How to Check If a Used iPhone Is Stolen Before You Buy It

Check public databases before you buy a secondhand phone

Apple formerly offered the Activation Lock tool that allowed people to verify with Apple whether a given iPhone's serial number had been reported stolen and no longer authorized to access any cellular network. Apple discontinued that service, which means there's no iPhone-specific tool for verifying the network eligibility of a phone. Instead, people buying iPhones secondhand must follow the same general procedures as purchasers of Android devices.

The IMEI-display procedure we outline below works on all currently supported versions of iOS.

How to Obtain the IMEI

Your first step before buying any used iPhone is to obtain the device's IMEI number.

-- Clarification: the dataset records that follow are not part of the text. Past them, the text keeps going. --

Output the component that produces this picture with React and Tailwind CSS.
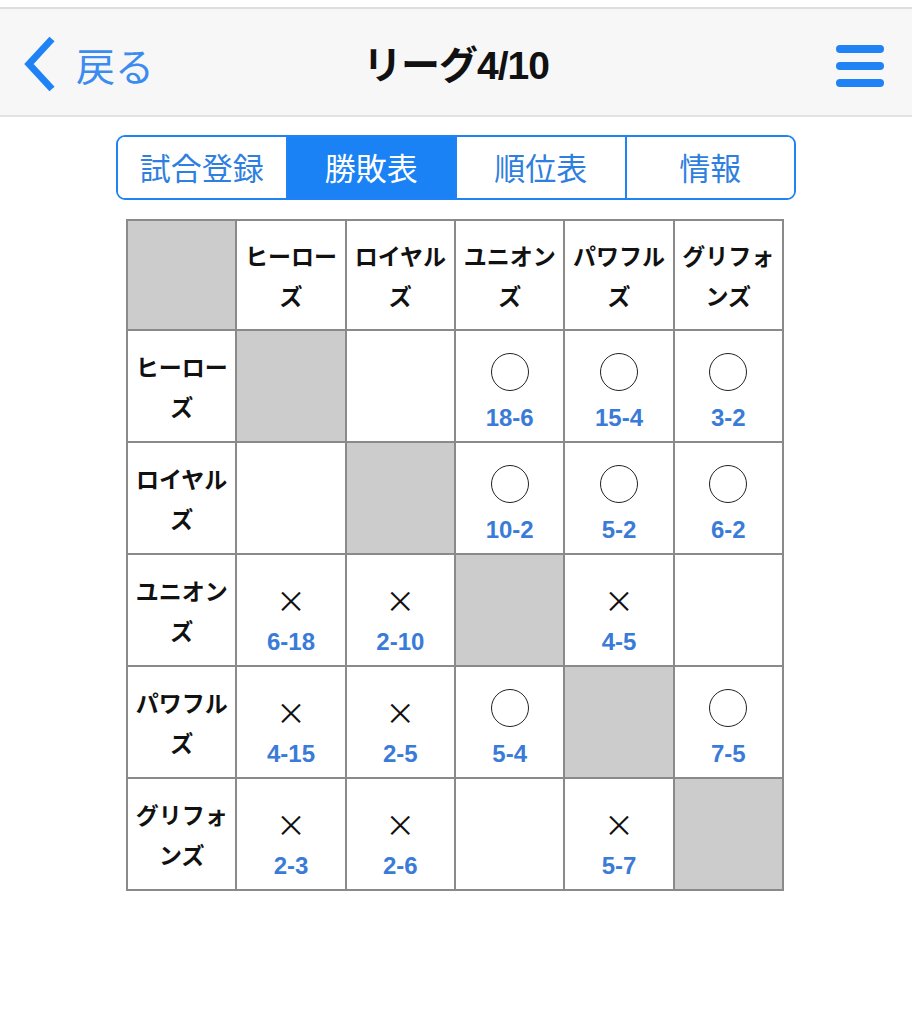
import { useState } from "react";

const TEAMS = ["ヒーローズ", "ロイヤルズ", "ユニオンズ", "パワフルズ", "グリフォンズ"];

// results[row][col] = [mark, score] ; null = no game yet
const RESULTS = [
  [null, null, ["o", "18-6"], ["o", "15-4"], ["o", "3-2"]],
  [null, null, ["o", "10-2"], ["o", "5-2"], ["o", "6-2"]],
  [["x", "6-18"], ["x", "2-10"], null, ["x", "4-5"], null],
  [["x", "4-15"], ["x", "2-5"], ["o", "5-4"], null, ["o", "7-5"]],
  [["x", "2-3"], ["x", "2-6"], null, ["x", "5-7"], null],
];

const TABS = ["試合登録", "勝敗表", "順位表", "情報"];

const jp = { fontFamily: '"Noto Sans CJK JP", "Noto Sans", sans-serif' };
const num = { fontFamily: '"Liberation Sans", "Noto Sans CJK JP", sans-serif' };

function Cell({ res }) {
  if (!res) return null;
  const [mark, score] = res;
  return (
    <div className="flex flex-col items-center pt-[12px]">
      {mark === "o" ? (
        <div className="w-[38px] h-[38px] rounded-full border-[1.5px] border-[#222]" />
      ) : (
        <div className="h-[38px] flex items-center translate-y-[3px] text-[30px] leading-none text-[#111]" style={jp}>×</div>
      )}
      <div className="mt-[13px] text-[24px] leading-[28px] font-bold text-[#3a7bd8]" style={num}>{score}</div>
    </div>
  );
}

export default function App() {
  const [tab, setTab] = useState(1);

  return (
    <div className="w-[912px] min-h-[1024px] bg-white" style={jp}>
      <div className="h-[9px] bg-white border-b-2 border-[#dedede]" />

      {/* nav bar */}
      <header className="h-[108px] bg-[#f7f7f7] border-b-2 border-[#e3e3e3] flex items-center justify-between px-[22px] relative">
        <button className="flex items-center gap-[20px] mt-[4px]">
          <svg width="34" height="56" viewBox="0 0 34 56">
            <path d="M30 3 L7 28 L30 53" fill="none" stroke="#1f83f5" strokeWidth="7" strokeLinejoin="miter" />
          </svg>
          <span className="text-[39px] leading-none text-[#3b8cef]">戻る</span>
        </button>
        <h1 className="absolute left-1/2 -translate-x-1/2 mt-[4px] text-[39px] font-bold text-[#111] leading-none tracking-tight">
          リーグ<span style={num}>4/10</span>
        </h1>
        <button className="flex flex-col gap-[9px] mr-[6px] mt-[8px]">
          <span className="block w-[48px] h-[8px] rounded-full bg-[#1f83f5]" />
          <span className="block w-[48px] h-[8px] rounded-full bg-[#1f83f5]" />
          <span className="block w-[48px] h-[8px] rounded-full bg-[#1f83f5]" />
        </button>
      </header>

      {/* segmented control */}
      <div className="flex justify-center mt-[18px]">
        <div className="flex w-[680px] h-[65px] border-2 border-[#1f83f5] rounded-[9px] overflow-hidden">
          {TABS.map((t, i) => (
            <button
              key={t}
              onClick={() => setTab(i)}
              className={
                "flex-1 flex items-center justify-center text-[31px] " +
                (i > 0 ? "border-l-2 border-[#1f83f5] " : "") +
                (tab === i ? "bg-[#1a82f4] text-white" : "bg-white text-[#2f7fe0]")
              }
            >
              {t}
            </button>
          ))}
        </div>
      </div>

      {/* win-loss table */}
      <div className="flex justify-center mt-[19px]">
        <table className="table-fixed border-collapse w-[658px] ml-[-2px]">
          <tbody>
            <tr className="h-[110px]">
              <td className="border-2 border-[#8a8a8a] bg-[#cccccc]" />
              {TEAMS.map((t) => (
                <td key={t} className="border-2 border-[#8a8a8a] text-center align-middle px-[3px] text-[23px] leading-[40px] font-semibold text-[#111] break-all">
                  {t}
                </td>
              ))}
            </tr>
            {TEAMS.map((t, r) => (
              <tr key={t} className="h-[112px]">
                <td className="border-2 border-[#8a8a8a] text-center align-middle px-[3px] text-[23px] leading-[40px] font-semibold text-[#111] break-all">
                  {t}
                </td>
                {RESULTS[r].map((res, c) => (
                  <td
                    key={c}
                    className={"border-2 border-[#8a8a8a] align-middle " + (r === c ? "bg-[#cccccc]" : "bg-white")}
                  >
                    <Cell res={res} />
                  </td>
                ))}
              </tr>
            ))}
          </tbody>
        </table>
      </div>
    </div>
  );
}
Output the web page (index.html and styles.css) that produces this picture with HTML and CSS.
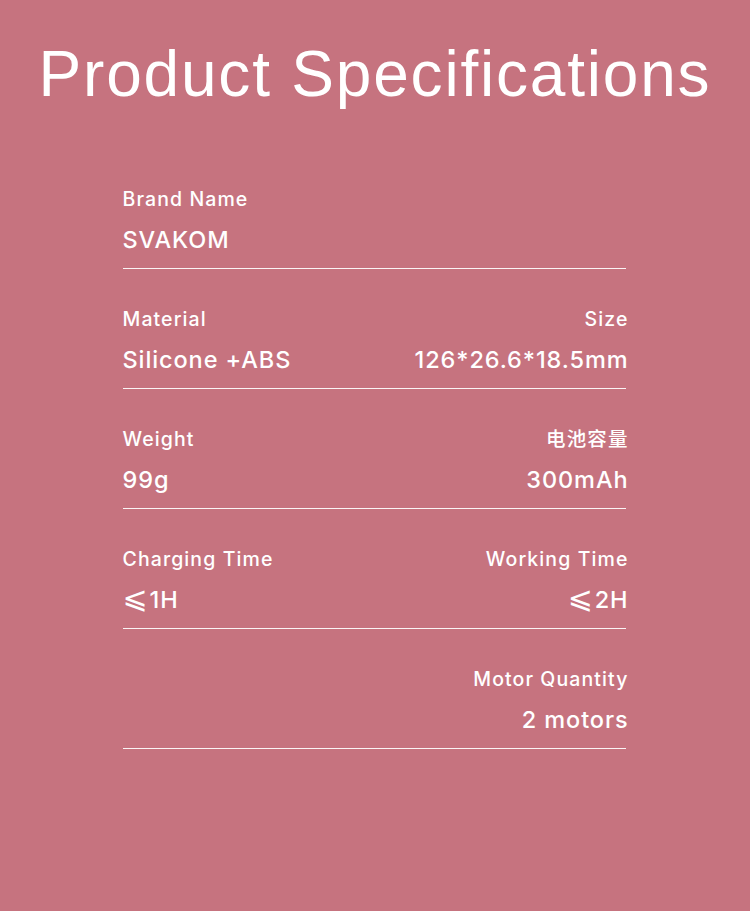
FILE: index.html
```html
<!DOCTYPE html>
<html lang="en">
<head>
<meta charset="utf-8">
<title>Product Specifications</title>
<link rel="stylesheet" href="styles.css">
</head>
<body>
<main class="page">
  <h1 class="title">Product Specifications</h1>
  <section class="specs">
    <div class="row">
      <div class="cell">
        <div class="label">Brand Name</div>
        <div class="value">SVAKOM</div>
      </div>
      <div class="cell right"></div>
    </div>
    <div class="row">
      <div class="cell">
        <div class="label">Material</div>
        <div class="value">Silicone +ABS</div>
      </div>
      <div class="cell right">
        <div class="label">Size</div>
        <div class="value">126*26.6*18.5mm</div>
      </div>
    </div>
    <div class="row">
      <div class="cell">
        <div class="label">Weight</div>
        <div class="value">99g</div>
      </div>
      <div class="cell right">
        <div class="label">电池容量</div>
        <div class="value">300mAh</div>
      </div>
    </div>
    <div class="row">
      <div class="cell">
        <div class="label">Charging Time</div>
        <div class="value"><span class="sym">⩽</span>1H</div>
      </div>
      <div class="cell right">
        <div class="label">Working Time</div>
        <div class="value"><span class="sym">⩽</span>2H</div>
      </div>
    </div>
    <div class="row">
      <div class="cell"></div>
      <div class="cell right">
        <div class="label">Motor Quantity</div>
        <div class="value">2 motors</div>
      </div>
    </div>
  </section>
</main>
</body>
</html>
```

FILE: styles.css
```css
html, body {
  margin: 0;
  padding: 0;
}
body {
  background: #c6737f;
  color: #ffffff;
  font-family: Inter, "Noto Sans CJK SC", "DejaVu Sans", sans-serif;
  width: 750px;
  height: 911px;
  overflow: hidden;
}
.page {
  display: flex;
  flex-direction: column;
  align-items: center;
  padding-top: 34px;
}
.title {
  margin: 0;
  font-family: "Liberation Sans", sans-serif;
  font-weight: 400;
  font-size: 64px;
  line-height: 80px;
  letter-spacing: 1.8px;
  white-space: nowrap;
}
.specs {
  width: 503px;
  margin-top: 35px;
  margin-left: -2px;
  display: flex;
  flex-direction: column;
}
.row {
  display: grid;
  grid-template-columns: 1fr 1fr;
  padding-top: 38px;
  padding-bottom: 13px;
  border-bottom: 1px solid rgba(255, 255, 255, 0.92);
}
.cell {
  display: flex;
  flex-direction: column;
  gap: 14px;
}
.cell.right {
  text-align: right;
  margin-right: -3px;
}
.label {
  font-size: 19.5px;
  font-weight: 500;
  line-height: 24px;
  letter-spacing: 1.1px;
}
.value {
  font-size: 23.5px;
  font-weight: 500;
  line-height: 30px;
  letter-spacing: 0.9px;
}
.sym {
  font-family: "DejaVu Sans", sans-serif;
  font-size: 30px;
  line-height: 0;
  margin-right: 1px;
}
```
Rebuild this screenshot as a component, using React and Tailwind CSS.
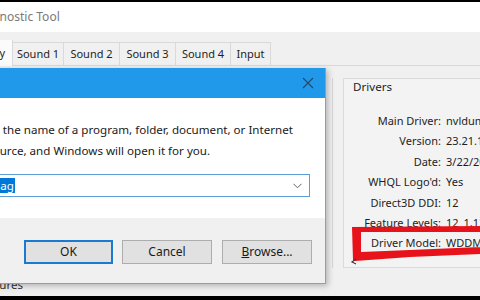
import React from "react";

const rows = [
  ["Main Driver:", "nvldumdx.dll"],
  ["Version:", "23.21.13.9124"],
  ["Date:", "3/22/2018"],
  ["WHQL Logo'd:", "Yes"],
  ["Direct3D DDI:", "12"],
  ["Feature Levels:", "12_1,12_0"],
  ["Driver Model:", "WDDM 2.3"],
];

const tabs = [
  ["Sound 1", "w-[51px]"],
  ["Sound 2", "w-[56px]"],
  ["Sound 3", "w-[56px]"],
  ["Sound 4", "w-[55px]"],
  ["Input", "w-[40px]"],
];

function RunDialog() {
  return (
    <div className="absolute top-[68px] left-[-60px] w-[386px] h-[216px] flex flex-col border-r border-b border-[#6aa9e0] shadow-[2px_2px_6px_rgba(0,0,0,0.25)] bg-white">
      <div className="h-[30px] bg-[#2199ea] flex items-center justify-end pr-[11px] shrink-0">
        <svg width="12" height="12" viewBox="0 0 12 12">
          <path d="M1 1 L11 11 M11 1 L1 11" stroke="#244868" strokeWidth="1.1" fill="none" />
        </svg>
      </div>
      <div className="h-[120px] bg-white shrink-0 pt-[21px] pl-[36px] text-[11.6px] leading-[21px] text-[#1a1a1a] whitespace-nowrap">
        <p className="ml-[-2px]">Type the name of a program, folder, document, or Internet</p>
        <p>resource, and Windows will open it for you.</p>
        <div className="mt-[13px] w-[330px] ml-[4px] h-[23px] border border-[#5e9fda] flex items-center justify-between pr-[7px]">
          <span className="ml-[-5px] bg-[#0078d7] text-white leading-[15px] px-[1px]">dxdiag</span>
          <svg width="9" height="6" viewBox="0 0 9 6">
            <path d="M0.5 0.8 L4.5 4.8 L8.5 0.8" stroke="#606060" strokeWidth="1" fill="none" />
          </svg>
        </div>
      </div>
      <div className="flex-1 bg-[#f0f0f0] flex items-start justify-end pr-[13px] pt-[22px] gap-[9px] text-[12px] text-[#1a1a1a]">
        <button className="w-[89px] h-[24px] bg-[#e1e1e1] border-2 border-[#1b7ad0]">OK</button>
        <button className="w-[90px] h-[24px] bg-[#e1e1e1] border border-[#adadad]">Cancel</button>
        <button className="w-[90px] h-[24px] bg-[#e1e1e1] border border-[#adadad] ml-[1px]">
          <span className="underline">B</span>rowse...
        </button>
      </div>
    </div>
  );
}

export default function App() {
  return (
    <div
      className="relative w-[480px] h-[300px] overflow-hidden bg-[#f0f0f0] flex flex-col"
      style={{ fontFamily: '"Noto Sans", sans-serif' }}
    >
      <div className="h-[2px] bg-black shrink-0" />
      <div className="h-[30px] bg-white shrink-0 flex items-center whitespace-nowrap">
        <span className="text-[12px] text-[#7a7a7a] ml-[-70px]">DirectX Diagnostic Tool</span>
      </div>

      <div className="h-[34px] shrink-0 flex items-end border-b border-[#d9d9d9] text-[11px] text-[#1e1e1e] whitespace-nowrap">
        <div className="w-[13px] h-[26px] mb-[-1px] bg-[#fbfbfb] border-r border-[#d9d9d9] flex items-center justify-end pr-[7px] overflow-hidden">
          Display
        </div>
        {tabs.map(([t, w]) => (
          <div key={t} className={`${w} h-[23px] border-t border-r border-[#d9d9d9] flex items-center justify-center`}>
            {t}
          </div>
        ))}
      </div>

      <div className="flex-1 flex text-[11px] text-[#1e1e1e] whitespace-nowrap min-h-0">
        <div className="w-[333px] shrink-0 flex flex-col">
          <div className="mt-[12px] h-[190px] border-r border-[#d6d6d6]" />
          <div className="mt-[8px] ml-[-24px] text-[11.6px] text-[#333]">Features</div>
        </div>
        <div className="ml-[10px] mt-[12px] h-[190px] flex-1 min-w-0 overflow-hidden border-l border-t border-b border-[#dadada] bg-[#f3f3f3] flex flex-col">
          <div className="pl-[9px] leading-[14px] pt-[1px] text-[11.6px]">Drivers</div>
          <div className="mt-[17px] flex flex-col">
            {rows.map(([k, v]) => (
              <div key={k} className="h-[20.4px] flex items-center">
                <span className="w-[97px] shrink-0 text-right">{k}</span>
                <span className="ml-[5px]">{v}</span>
              </div>
            ))}
          </div>
        </div>
      </div>

      <div className="h-[4px] bg-black shrink-0" />

      <RunDialog />

      {/* red marker around Driver Model */}
      <svg className="absolute left-[350px] top-[224px] z-10" width="130" height="42" viewBox="0 0 130 42">
        <path
          fillRule="evenodd"
          fill="#e8121a"
          d="M2 3 L130 2 L130 30 L60 33 L5 37 L3 36 Z M11 8 L130 8 L130 23 L60 26 L11 28 Z"
        />
        <path d="M6 35 L2 38 L6 40" stroke="#5a3030" strokeWidth="1.2" fill="none" />
      </svg>
    </div>
  );
}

The International Mobile Equipment Identity number serves as a unique identifier for a specific telecommunications device. If a secondhand seller refuses to disclose the IMEI, do not proceed with the sale.

On an iPhone, visit Settings > General > About to view the IMEI.

The General, About, and IMEI Settings screens on the iPhone
 Lifewire

To obtain the IMEI for most devices, including non-Apple hardware, check the inside of the battery compartment or dial *#06# on the handset.

Call Your Carrier

If you're a customer of the wireless carrier, call the carrier to see if the iPhone is blocked on the network. Although this method isn't perfect, odds are good that because networks align to radio types (CDMA versus GSM), your carrier will know if the device can be activated on its network.

Check the CTIA Database

Although it, too, isn't perfect, the CTIA stolen-phone database is a pooled collection of stolen phone data. The major U.S. carriers consult it and contribute data to it. It's only potential weakness is that a phone might not be reported stolen—for example, an old phone in a drawer pilfered by a thief.

As with any private transaction, a dose of skepticism helps. If a phone sale seems suspect, it probably is.